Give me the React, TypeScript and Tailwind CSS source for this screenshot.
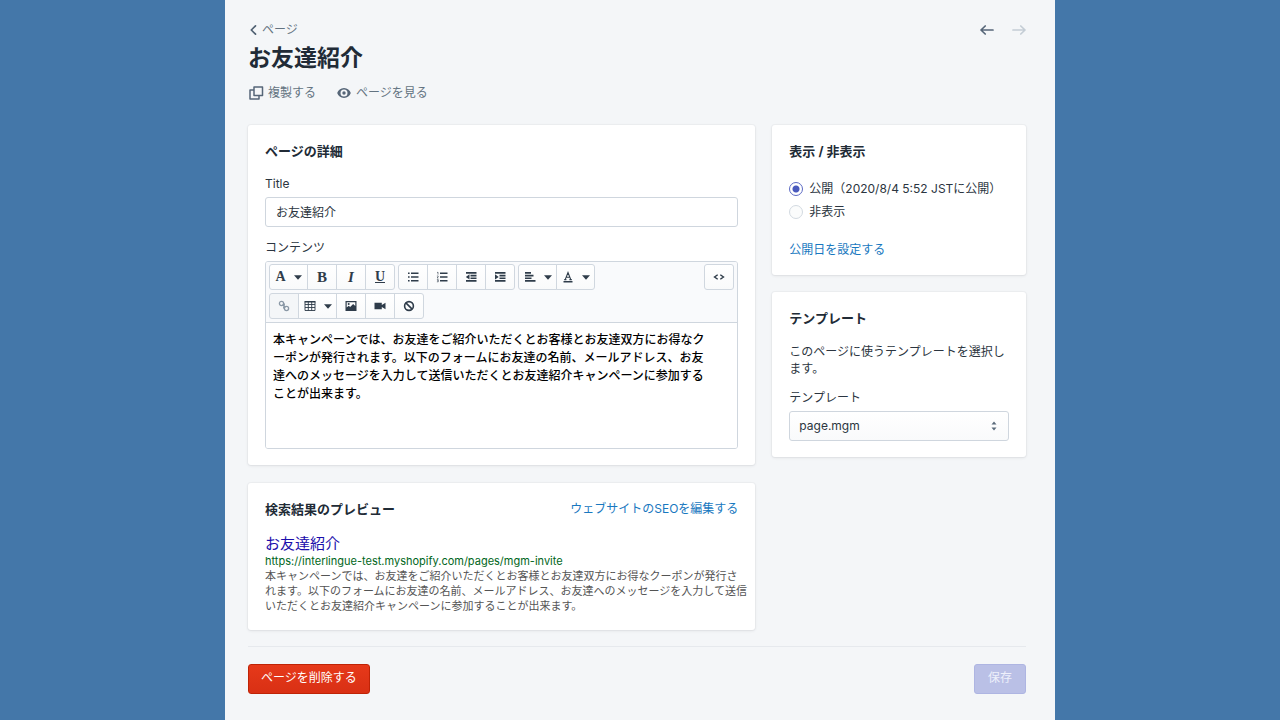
--
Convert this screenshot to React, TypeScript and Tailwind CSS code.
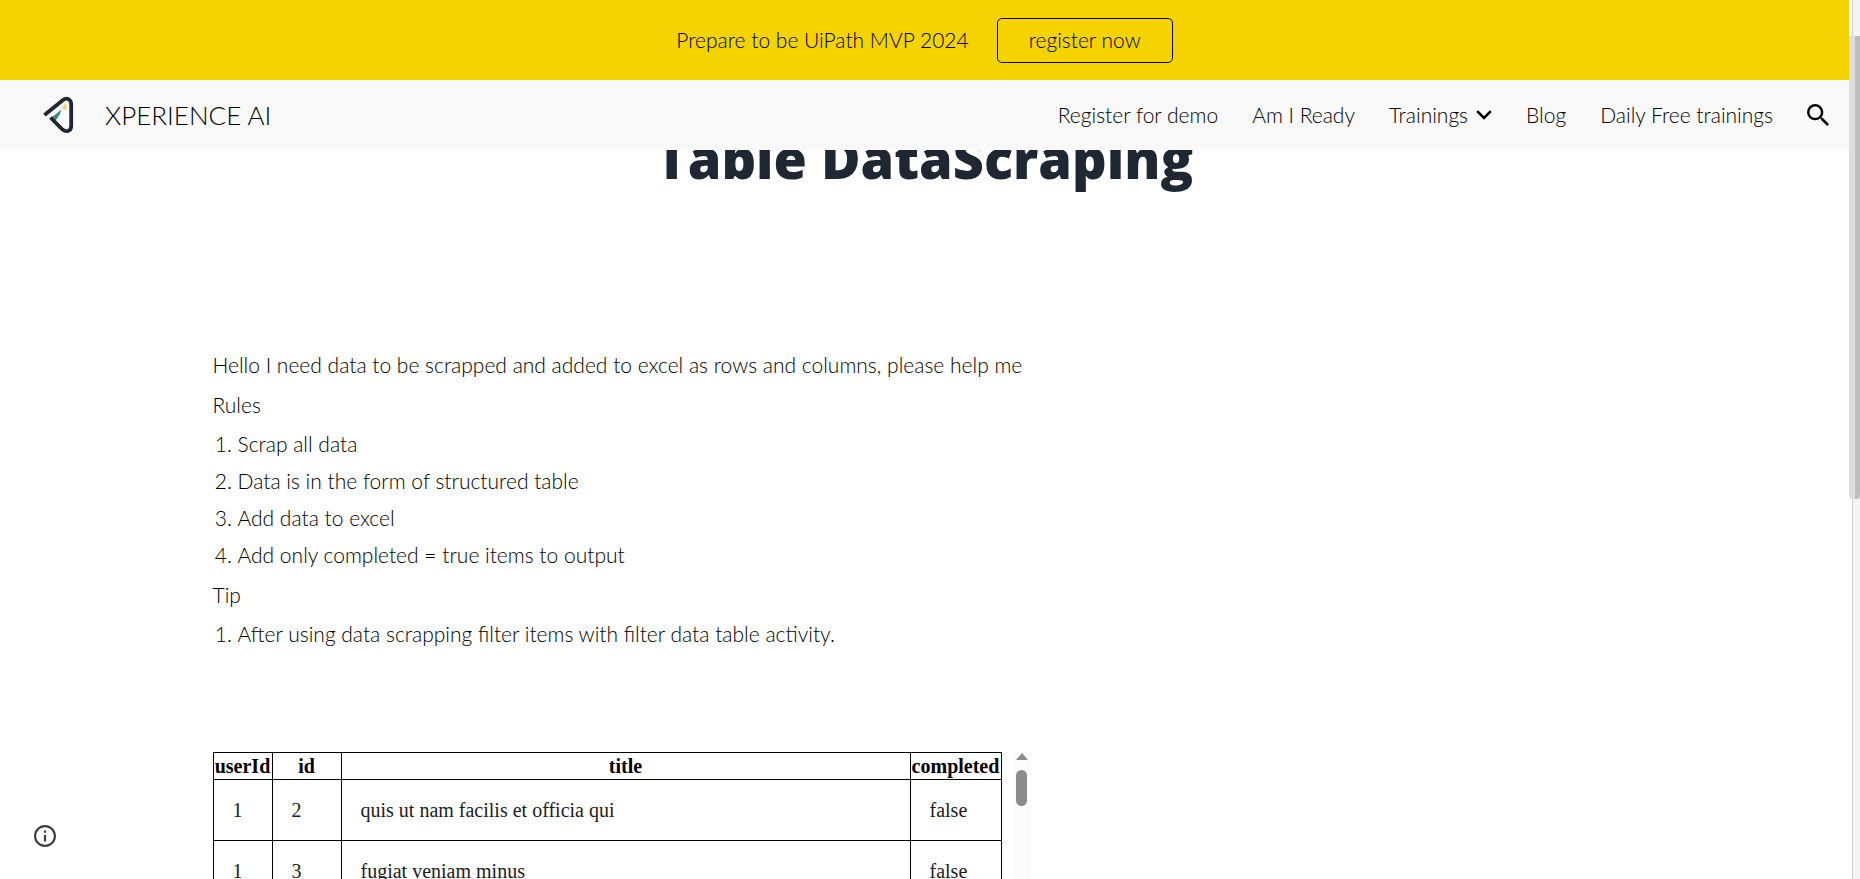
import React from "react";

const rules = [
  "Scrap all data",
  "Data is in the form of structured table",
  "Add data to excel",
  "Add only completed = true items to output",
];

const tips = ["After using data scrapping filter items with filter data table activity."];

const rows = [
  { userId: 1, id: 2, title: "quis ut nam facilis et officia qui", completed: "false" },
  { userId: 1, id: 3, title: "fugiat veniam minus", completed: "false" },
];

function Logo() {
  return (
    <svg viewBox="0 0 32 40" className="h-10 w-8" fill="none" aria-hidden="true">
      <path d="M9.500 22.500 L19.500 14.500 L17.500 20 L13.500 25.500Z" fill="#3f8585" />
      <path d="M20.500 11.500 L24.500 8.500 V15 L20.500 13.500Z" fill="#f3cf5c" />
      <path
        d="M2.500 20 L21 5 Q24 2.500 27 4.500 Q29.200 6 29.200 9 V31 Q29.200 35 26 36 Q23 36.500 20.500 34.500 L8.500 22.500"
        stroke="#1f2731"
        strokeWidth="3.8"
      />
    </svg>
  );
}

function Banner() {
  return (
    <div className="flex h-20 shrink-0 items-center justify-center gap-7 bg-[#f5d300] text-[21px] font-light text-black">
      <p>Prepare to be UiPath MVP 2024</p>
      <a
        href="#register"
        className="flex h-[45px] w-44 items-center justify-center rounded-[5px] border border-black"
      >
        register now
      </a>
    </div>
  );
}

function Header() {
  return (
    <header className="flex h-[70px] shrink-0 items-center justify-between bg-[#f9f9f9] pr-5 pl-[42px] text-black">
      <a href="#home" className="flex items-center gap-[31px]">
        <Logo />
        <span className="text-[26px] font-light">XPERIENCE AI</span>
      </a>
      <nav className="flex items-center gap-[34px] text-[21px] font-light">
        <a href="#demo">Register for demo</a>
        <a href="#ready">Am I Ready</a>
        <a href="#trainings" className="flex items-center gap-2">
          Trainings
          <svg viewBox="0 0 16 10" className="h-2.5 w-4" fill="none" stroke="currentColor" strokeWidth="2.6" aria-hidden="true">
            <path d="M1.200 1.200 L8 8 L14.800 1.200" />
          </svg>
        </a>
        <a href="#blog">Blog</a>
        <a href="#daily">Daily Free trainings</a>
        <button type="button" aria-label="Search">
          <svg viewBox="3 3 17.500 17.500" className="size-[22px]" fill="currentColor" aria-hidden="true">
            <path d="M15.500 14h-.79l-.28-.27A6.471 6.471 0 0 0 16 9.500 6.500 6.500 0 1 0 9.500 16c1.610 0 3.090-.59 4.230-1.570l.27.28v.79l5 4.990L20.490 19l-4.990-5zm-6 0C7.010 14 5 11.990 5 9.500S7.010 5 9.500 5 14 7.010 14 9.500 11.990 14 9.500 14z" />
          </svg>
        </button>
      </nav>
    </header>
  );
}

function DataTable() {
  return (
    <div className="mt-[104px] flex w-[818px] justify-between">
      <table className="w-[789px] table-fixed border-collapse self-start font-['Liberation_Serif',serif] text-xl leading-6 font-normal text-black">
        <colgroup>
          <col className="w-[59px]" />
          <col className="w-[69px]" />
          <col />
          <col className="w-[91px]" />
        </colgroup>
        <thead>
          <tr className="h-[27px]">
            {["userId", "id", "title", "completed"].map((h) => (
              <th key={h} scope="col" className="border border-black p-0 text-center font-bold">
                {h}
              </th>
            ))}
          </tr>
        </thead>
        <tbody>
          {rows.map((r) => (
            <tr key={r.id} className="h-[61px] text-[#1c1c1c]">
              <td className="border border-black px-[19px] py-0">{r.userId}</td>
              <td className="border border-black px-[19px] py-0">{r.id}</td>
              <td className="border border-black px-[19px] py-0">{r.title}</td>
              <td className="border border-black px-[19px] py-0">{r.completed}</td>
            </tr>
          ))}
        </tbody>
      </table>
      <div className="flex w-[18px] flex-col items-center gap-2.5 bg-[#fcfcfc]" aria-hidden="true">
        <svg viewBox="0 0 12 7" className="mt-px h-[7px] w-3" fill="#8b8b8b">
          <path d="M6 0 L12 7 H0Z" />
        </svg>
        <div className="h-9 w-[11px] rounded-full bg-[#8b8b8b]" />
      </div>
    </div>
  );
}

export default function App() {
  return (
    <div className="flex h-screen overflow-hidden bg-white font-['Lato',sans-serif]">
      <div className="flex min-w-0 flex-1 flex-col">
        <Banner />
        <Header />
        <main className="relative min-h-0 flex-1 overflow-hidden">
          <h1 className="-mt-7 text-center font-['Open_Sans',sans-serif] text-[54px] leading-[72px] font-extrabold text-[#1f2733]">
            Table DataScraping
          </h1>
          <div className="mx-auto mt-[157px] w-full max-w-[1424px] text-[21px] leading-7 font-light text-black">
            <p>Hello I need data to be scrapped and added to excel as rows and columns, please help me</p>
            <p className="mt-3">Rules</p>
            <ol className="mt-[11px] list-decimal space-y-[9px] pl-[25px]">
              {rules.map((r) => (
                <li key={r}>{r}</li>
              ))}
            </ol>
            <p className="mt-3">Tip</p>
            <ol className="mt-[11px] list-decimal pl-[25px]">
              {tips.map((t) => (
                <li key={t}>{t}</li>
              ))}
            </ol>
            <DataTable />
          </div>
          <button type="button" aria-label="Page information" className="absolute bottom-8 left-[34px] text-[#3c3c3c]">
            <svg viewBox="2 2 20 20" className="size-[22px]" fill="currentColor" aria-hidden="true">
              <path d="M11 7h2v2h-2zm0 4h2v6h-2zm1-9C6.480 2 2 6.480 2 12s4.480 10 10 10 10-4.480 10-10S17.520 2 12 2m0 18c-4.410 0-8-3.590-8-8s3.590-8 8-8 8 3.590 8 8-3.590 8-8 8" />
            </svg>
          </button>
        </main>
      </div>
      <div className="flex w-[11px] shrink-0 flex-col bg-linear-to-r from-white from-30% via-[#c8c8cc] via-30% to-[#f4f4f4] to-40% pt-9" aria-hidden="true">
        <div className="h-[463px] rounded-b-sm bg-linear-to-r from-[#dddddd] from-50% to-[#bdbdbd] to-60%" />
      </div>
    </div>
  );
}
* * *
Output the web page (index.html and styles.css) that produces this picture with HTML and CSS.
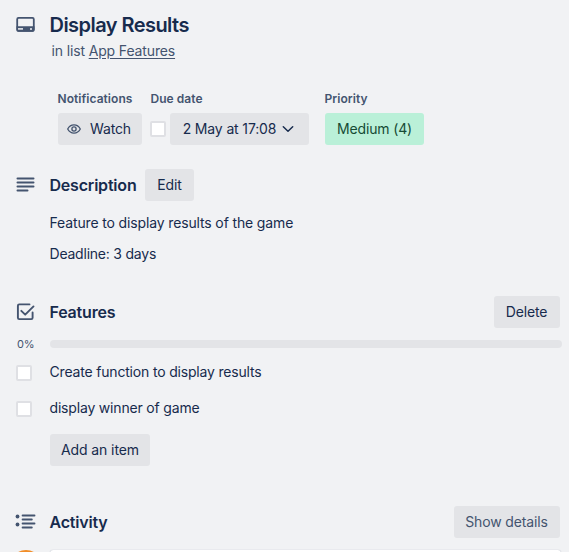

Task statement
Go to the line that contains "Convert this screenshot" and copy from there down to the line that contains "using data scrapping", with both lines included. Pass over the pictures.

Result of the task
Convert this screenshot to React, TypeScript and Tailwind CSS code.
import React from "react";

const rules = [
  "Scrap all data",
  "Data is in the form of structured table",
  "Add data to excel",
  "Add only completed = true items to output",
];

const tips = ["After using data scrapping filter items with filter data table activity."];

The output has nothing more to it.